Tampa Bay, leading 31-21, had the ball on the Miami 14. By motioning toward the ground, Dilfer said later, he wasn't pointing out the direction in which the Dolphins are headed. "I was letting Jimmy know I was going to take a knee," Dilfer explained. "Those guys coached their butts off. We didn't need to run up the score."

So it has come to this: Dilfer taking pity on Johnson, the erstwhile sad-sack signal-caller going out of his way to preserve the dignity of the coach who had ripped him only 20 months earlier. Why not? The 4-0 Bucs are making the implausible seem routine. There was Dilfer, a year removed from a 35.6 quarterback rating, dissecting the Dolphins. When he wasn't watching second-year fullback Mike Alstott gash Miami's interior line—Alstott, who had 95 yards on 18 carries, is John Riggins without the Mohawk—Dilfer was completing 18 of 24 passes for 248 yards and four touchdowns. A first-quarter interception by Dolphins linebacker Zach Thomas, who made a stellar play by deflecting the ball before catching it, was the first pick of a Dilfer pass this season and one of two in-completions Dilfer had in the first half.

Afterward, as he commended the Bucs and touched grimly on the inadequacies of his own 2-2 team, the normally larger-than-life Johnson seemed deflated. Who could blame him if, for the briefest of moments, he pondered what might have been? Less than two years ago, both of these franchises sought his services. He chose Miami, citing Dilfer—"a guy I don't have faith in" were his words—as one reason to avoid Tampa Bay.

So the Bucs interviewed Tony Dungy, an NFL assistant for the previous 15 years. Dungy, who is black, had interviewed for head jobs before. The word was, he was too cerebral. (Nor, it seems, did the color of his skin work in his favor.) Having concluded that intelligence in a coach might be a good thing, Tampa Bay in January 1996 hired Dungy, who in little more than one season has transformed one of the losingest franchises in pro sports into the new scourge of the NFC. Circle it on your calendar: Oct. 5, Buccaneers versus Packers at Lambeau Field. For the first time in memory, the Battle of the Bays will mean something.

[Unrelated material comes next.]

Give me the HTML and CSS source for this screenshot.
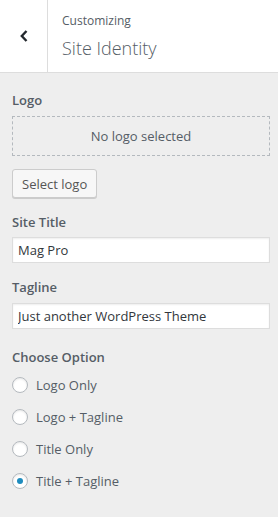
FILE: index.html
```html
<!DOCTYPE html>
<html lang="en">
<head>
    <meta charset="UTF-8">
    <title>Site Identity</title>
    <link rel="stylesheet" href="styles.css">
</head>
<body>
    <div class="panel">
        <div class="panel-header">
            <button class="back-btn" aria-label="Back">
                <svg width="10" height="14" viewBox="0 0 10 14"><path d="M7.5 2 L2.8 7 L7.5 12" fill="none" stroke="#23282d" stroke-width="2.4"/></svg>
            </button>
            <div class="header-title">
                <span class="customizing">Customizing</span>
                <h3>Site Identity</h3>
            </div>
        </div>

        <div class="controls">
            <div class="control">
                <span class="control-title">Logo</span>
                <div class="placeholder">No logo selected</div>
                <button class="select-btn">Select logo</button>
            </div>

            <div class="control">
                <label class="control-title" for="blogname">Site Title</label>
                <input type="text" id="blogname" class="text-input" value="Mag Pro">
            </div>

            <div class="control control-tagline">
                <label class="control-title" for="blogdescription">Tagline</label>
                <input type="text" id="blogdescription" class="text-input" value="Just another WordPress Theme">
            </div>

            <div class="control">
                <span class="control-title">Choose Option</span>
                <label class="radio-row"><span class="radio"></span>Logo Only</label>
                <label class="radio-row"><span class="radio"></span>Logo + Tagline</label>
                <label class="radio-row"><span class="radio"></span>Title Only</label>
                <label class="radio-row"><span class="radio checked"></span>Title + Tagline</label>
            </div>
        </div>
    </div>
</body>
</html>
```

FILE: styles.css
```css
body {
    margin: 0;
    font-family: 'Open Sans', 'Noto Sans', Arial, sans-serif;
    background-color: #eeeeee;
    color: #555d66;
}
.panel {
    width: 278px;
    min-height: 517px;
    background-color: #eeeeee;
}
.panel-header {
    display: flex;
    height: 72px;
    background-color: white;
    border-bottom: 1px solid #dddddd;
}
.back-btn {
    width: 48px;
    border: none;
    border-right: 1px solid #dddddd;
    background: white;
    padding: 0;
    display: flex;
    align-items: center;
    justify-content: center;
}
.header-title {
    padding: 12px 0 0 14px;
}
.customizing {
    display: block;
    font-size: 12px;
    line-height: 18px;
    color: #555d66;
}
h3 {
    margin: 6px 0 0;
    font-size: 18px;
    font-weight: 300;
    line-height: 24px;
    color: #555d66;
}
.controls {
    padding: 17px 8px 0 12px;
}
.control {
    margin-bottom: 14px;
}
.control-tagline {
    margin-bottom: 18px;
}
.control-title {
    display: block;
    font-size: 13px;
    font-weight: 600;
    line-height: 20px;
    margin-bottom: 6px;
    color: #555d66;
}
.control-tagline .control-title {
    margin-bottom: 7px;
}
.placeholder {
    box-sizing: border-box;
    height: 40px;
    border: 1px dashed #b4b9be;
    font-size: 13px;
    color: #555d66;
    display: flex;
    align-items: center;
    justify-content: center;
}
.select-btn {
    margin-top: 13px;
    height: 29px;
    padding: 0 9px;
    font-family: inherit;
    font-size: 13px;
    color: #555555;
    background-color: #f7f7f7;
    border: 1px solid #cccccc;
    border-radius: 3px;
    box-shadow: 0 1px 0 #cccccc;
}
.text-input {
    display: block;
    box-sizing: border-box;
    width: 100%;
    height: 26px;
    padding: 0 5px;
    font-family: inherit;
    font-size: 13px;
    color: #32373c;
    background-color: white;
    border: 1px solid #dddddd;
    box-shadow: inset 0 1px 2px rgba(0, 0, 0, 0.07);
    margin-top: -1px;
}
.radio-row {
    display: flex;
    align-items: center;
    height: 32px;
    font-size: 13px;
    color: #555d66;
}
.radio-row:first-of-type {
    margin-top: -4px;
}
.radio {
    box-sizing: border-box;
    width: 16px;
    height: 16px;
    border: 1px solid #b4b9be;
    border-radius: 50%;
    background-color: white;
    margin-right: 8px;
    display: flex;
    align-items: center;
    justify-content: center;
    box-shadow: inset 0 1px 2px rgba(0, 0, 0, 0.1);
}
.radio.checked::after {
    content: "";
    width: 6px;
    height: 6px;
    border-radius: 50%;
    background-color: #1e8cbe;
}
```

Don't be deceived by the 10-10 records Dungy and Johnson took out of Sunday's game. While Miami has lost live of its last nine outings, Tampa Bay has won nine of its last 11. What we had on Sunday was one handsomely remodeled house and another that is nowhere near ready to shed its PARDON OUR APPEARANCE sign.

Don't despair, Dolphins. Here, free of charge, is a blueprint for success from your NFL neighbors to the northwest.

HAVE FAITH IN YOUR QUARTERBACK

What is Johnson up to? After pointing to Dan Marino as one of the primary reasons he chose Miami over Tampa Bay, he has, perversely, taken a can of spray paint to the Marino legend. He has discussed—heresy of heresies—the possibility of benching Marino in favor of Craig Erickson, and last Thursday, when asked if Marino still had the old magic, offered this tepid endorsement: "He's not the quarterback that he used to be; I think everybody knows that. But we can still win games with Dan. Is he going to play great every week? Probably not. But we can still win with him. So we go with what we got."

We go with what we got? Should Babe Laufenberg consider coming out of retirement?